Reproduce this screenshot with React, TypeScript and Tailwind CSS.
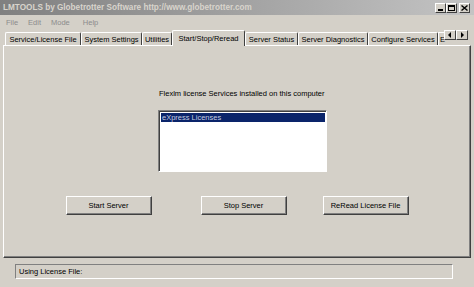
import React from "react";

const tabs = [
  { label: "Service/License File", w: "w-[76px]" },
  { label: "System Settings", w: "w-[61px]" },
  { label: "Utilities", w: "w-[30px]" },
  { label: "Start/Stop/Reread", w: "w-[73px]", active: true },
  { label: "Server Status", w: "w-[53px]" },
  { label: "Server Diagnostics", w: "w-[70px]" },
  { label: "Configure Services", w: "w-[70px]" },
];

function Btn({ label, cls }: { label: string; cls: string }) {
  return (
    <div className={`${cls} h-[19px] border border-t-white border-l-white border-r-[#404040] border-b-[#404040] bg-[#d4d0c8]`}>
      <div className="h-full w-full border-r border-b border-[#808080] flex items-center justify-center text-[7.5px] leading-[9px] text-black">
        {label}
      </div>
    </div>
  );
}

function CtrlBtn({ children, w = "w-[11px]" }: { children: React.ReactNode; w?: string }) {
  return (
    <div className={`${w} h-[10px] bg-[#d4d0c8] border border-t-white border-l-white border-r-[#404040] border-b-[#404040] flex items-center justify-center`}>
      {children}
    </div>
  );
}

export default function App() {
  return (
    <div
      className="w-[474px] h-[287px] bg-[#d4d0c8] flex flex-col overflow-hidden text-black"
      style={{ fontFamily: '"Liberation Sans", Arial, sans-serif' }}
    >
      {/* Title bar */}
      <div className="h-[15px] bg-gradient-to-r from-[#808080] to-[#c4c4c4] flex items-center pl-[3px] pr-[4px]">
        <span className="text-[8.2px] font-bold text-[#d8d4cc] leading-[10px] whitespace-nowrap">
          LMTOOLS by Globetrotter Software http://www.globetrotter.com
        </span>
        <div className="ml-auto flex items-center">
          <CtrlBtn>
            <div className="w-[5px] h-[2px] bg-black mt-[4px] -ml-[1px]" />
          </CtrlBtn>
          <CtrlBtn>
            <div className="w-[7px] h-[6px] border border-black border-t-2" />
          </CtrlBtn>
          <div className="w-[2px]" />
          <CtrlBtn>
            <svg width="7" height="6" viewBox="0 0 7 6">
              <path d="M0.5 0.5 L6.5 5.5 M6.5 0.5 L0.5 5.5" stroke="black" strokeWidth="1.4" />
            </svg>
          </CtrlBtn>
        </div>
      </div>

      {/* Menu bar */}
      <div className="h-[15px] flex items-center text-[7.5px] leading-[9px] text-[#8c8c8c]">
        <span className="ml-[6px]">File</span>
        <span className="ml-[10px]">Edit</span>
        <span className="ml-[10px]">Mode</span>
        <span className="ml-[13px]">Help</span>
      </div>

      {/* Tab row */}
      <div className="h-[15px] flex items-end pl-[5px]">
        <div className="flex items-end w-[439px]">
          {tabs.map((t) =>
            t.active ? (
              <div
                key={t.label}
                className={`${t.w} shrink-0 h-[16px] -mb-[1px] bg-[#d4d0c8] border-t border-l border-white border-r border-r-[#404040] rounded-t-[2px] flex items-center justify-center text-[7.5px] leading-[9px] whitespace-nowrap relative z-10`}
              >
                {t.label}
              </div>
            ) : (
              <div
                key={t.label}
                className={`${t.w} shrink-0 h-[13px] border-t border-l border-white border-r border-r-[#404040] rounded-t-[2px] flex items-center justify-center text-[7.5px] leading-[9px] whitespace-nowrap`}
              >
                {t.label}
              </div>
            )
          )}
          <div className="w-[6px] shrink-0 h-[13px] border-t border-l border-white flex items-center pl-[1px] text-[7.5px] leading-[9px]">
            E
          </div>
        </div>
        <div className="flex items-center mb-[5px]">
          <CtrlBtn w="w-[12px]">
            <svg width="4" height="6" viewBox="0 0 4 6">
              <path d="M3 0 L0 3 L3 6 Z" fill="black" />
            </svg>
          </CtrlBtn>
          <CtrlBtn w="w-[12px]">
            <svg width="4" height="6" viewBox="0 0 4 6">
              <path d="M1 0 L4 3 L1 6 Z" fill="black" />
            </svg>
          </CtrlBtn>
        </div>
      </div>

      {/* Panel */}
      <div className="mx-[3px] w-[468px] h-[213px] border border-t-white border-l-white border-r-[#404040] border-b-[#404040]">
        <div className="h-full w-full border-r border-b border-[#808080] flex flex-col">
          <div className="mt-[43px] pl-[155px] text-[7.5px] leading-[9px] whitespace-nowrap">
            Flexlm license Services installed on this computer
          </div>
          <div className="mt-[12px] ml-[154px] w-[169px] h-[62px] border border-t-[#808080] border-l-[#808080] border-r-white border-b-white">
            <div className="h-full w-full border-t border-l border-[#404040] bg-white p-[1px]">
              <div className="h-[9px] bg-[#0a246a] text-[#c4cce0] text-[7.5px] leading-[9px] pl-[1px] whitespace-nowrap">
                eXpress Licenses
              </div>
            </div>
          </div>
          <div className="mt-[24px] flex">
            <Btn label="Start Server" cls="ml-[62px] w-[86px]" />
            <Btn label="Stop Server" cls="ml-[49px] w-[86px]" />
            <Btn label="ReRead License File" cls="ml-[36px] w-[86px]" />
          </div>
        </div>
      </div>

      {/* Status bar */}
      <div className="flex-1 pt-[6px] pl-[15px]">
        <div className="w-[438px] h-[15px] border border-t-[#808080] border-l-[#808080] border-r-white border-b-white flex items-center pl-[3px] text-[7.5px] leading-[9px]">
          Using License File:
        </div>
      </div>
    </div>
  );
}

[Problem] Return all of the data exactly as written, and drop the pictures.

[Task output]
Reproduce this screenshot with React, TypeScript and Tailwind CSS.
import React from "react";

const tabs = [
  { label: "Service/License File", w: "w-[76px]" },
  { label: "System Settings", w: "w-[61px]" },
  { label: "Utilities", w: "w-[30px]" },
  { label: "Start/Stop/Reread", w: "w-[73px]", active: true },
  { label: "Server Status", w: "w-[53px]" },
  { label: "Server Diagnostics", w: "w-[70px]" },
  { label: "Configure Services", w: "w-[70px]" },
];

function Btn({ label, cls }: { label: string; cls: string }) {
  return (
    <div className={`${cls} h-[19px] border border-t-white border-l-white border-r-[#404040] border-b-[#404040] bg-[#d4d0c8]`}>
      <div className="h-full w-full border-r border-b border-[#808080] flex items-center justify-center text-[7.5px] leading-[9px] text-black">
        {label}
      </div>
    </div>
  );
}

function CtrlBtn({ children, w = "w-[11px]" }: { children: React.ReactNode; w?: string }) {
  return (
    <div className={`${w} h-[10px] bg-[#d4d0c8] border border-t-white border-l-white border-r-[#404040] border-b-[#404040] flex items-center justify-center`}>
      {children}
    </div>
  );
}

export default function App() {
  return (
    <div
      className="w-[474px] h-[287px] bg-[#d4d0c8] flex flex-col overflow-hidden text-black"
      style={{ fontFamily: '"Liberation Sans", Arial, sans-serif' }}
    >
      {/* Title bar */}
      <div className="h-[15px] bg-gradient-to-r from-[#808080] to-[#c4c4c4] flex items-center pl-[3px] pr-[4px]">
        <span className="text-[8.2px] font-bold text-[#d8d4cc] leading-[10px] whitespace-nowrap">
          LMTOOLS by Globetrotter Software http://www.globetrotter.com
        </span>
        <div className="ml-auto flex items-center">
          <CtrlBtn>
            <div className="w-[5px] h-[2px] bg-black mt-[4px] -ml-[1px]" />
          </CtrlBtn>
          <CtrlBtn>
            <div className="w-[7px] h-[6px] border border-black border-t-2" />
          </CtrlBtn>
          <div className="w-[2px]" />
          <CtrlBtn>
            <svg width="7" height="6" viewBox="0 0 7 6">
              <path d="M0.5 0.5 L6.5 5.5 M6.5 0.5 L0.5 5.5" stroke="black" strokeWidth="1.4" />
            </svg>
          </CtrlBtn>
        </div>
      </div>

      {/* Menu bar */}
      <div className="h-[15px] flex items-center text-[7.5px] leading-[9px] text-[#8c8c8c]">
        <span className="ml-[6px]">File</span>
        <span className="ml-[10px]">Edit</span>
        <span className="ml-[10px]">Mode</span>
        <span className="ml-[13px]">Help</span>
      </div>

      {/* Tab row */}
      <div className="h-[15px] flex items-end pl-[5px]">
        <div className="flex items-end w-[439px]">
          {tabs.map((t) =>
            t.active ? (
              <div
                key={t.label}
                className={`${t.w} shrink-0 h-[16px] -mb-[1px] bg-[#d4d0c8] border-t border-l border-white border-r border-r-[#404040] rounded-t-[2px] flex items-center justify-center text-[7.5px] leading-[9px] whitespace-nowrap relative z-10`}
              >
                {t.label}
              </div>
            ) : (
              <div
                key={t.label}
                className={`${t.w} shrink-0 h-[13px] border-t border-l border-white border-r border-r-[#404040] rounded-t-[2px] flex items-center justify-center text-[7.5px] leading-[9px] whitespace-nowrap`}
              >
                {t.label}
              </div>
            )
          )}
          <div className="w-[6px] shrink-0 h-[13px] border-t border-l border-white flex items-center pl-[1px] text-[7.5px] leading-[9px]">
            E
          </div>
        </div>
        <div className="flex items-center mb-[5px]">
          <CtrlBtn w="w-[12px]">
            <svg width="4" height="6" viewBox="0 0 4 6">
              <path d="M3 0 L0 3 L3 6 Z" fill="black" />
            </svg>
          </CtrlBtn>
          <CtrlBtn w="w-[12px]">
            <svg width="4" height="6" viewBox="0 0 4 6">
              <path d="M1 0 L4 3 L1 6 Z" fill="black" />
            </svg>
          </CtrlBtn>
        </div>
      </div>

      {/* Panel */}
      <div className="mx-[3px] w-[468px] h-[213px] border border-t-white border-l-white border-r-[#404040] border-b-[#404040]">
        <div className="h-full w-full border-r border-b border-[#808080] flex flex-col">
          <div className="mt-[43px] pl-[155px] text-[7.5px] leading-[9px] whitespace-nowrap">
            Flexlm license Services installed on this computer
          </div>
          <div className="mt-[12px] ml-[154px] w-[169px] h-[62px] border border-t-[#808080] border-l-[#808080] border-r-white border-b-white">
            <div className="h-full w-full border-t border-l border-[#404040] bg-white p-[1px]">
              <div className="h-[9px] bg-[#0a246a] text-[#c4cce0] text-[7.5px] leading-[9px] pl-[1px] whitespace-nowrap">
                eXpress Licenses
              </div>
            </div>
          </div>
          <div className="mt-[24px] flex">
            <Btn label="Start Server" cls="ml-[62px] w-[86px]" />
            <Btn label="Stop Server" cls="ml-[49px] w-[86px]" />
            <Btn label="ReRead License File" cls="ml-[36px] w-[86px]" />
          </div>
        </div>
      </div>

      {/* Status bar */}
      <div className="flex-1 pt-[6px] pl-[15px]">
        <div className="w-[438px] h-[15px] border border-t-[#808080] border-l-[#808080] border-r-white border-b-white flex items-center pl-[3px] text-[7.5px] leading-[9px]">
          Using License File:
        </div>
      </div>
    </div>
  );
}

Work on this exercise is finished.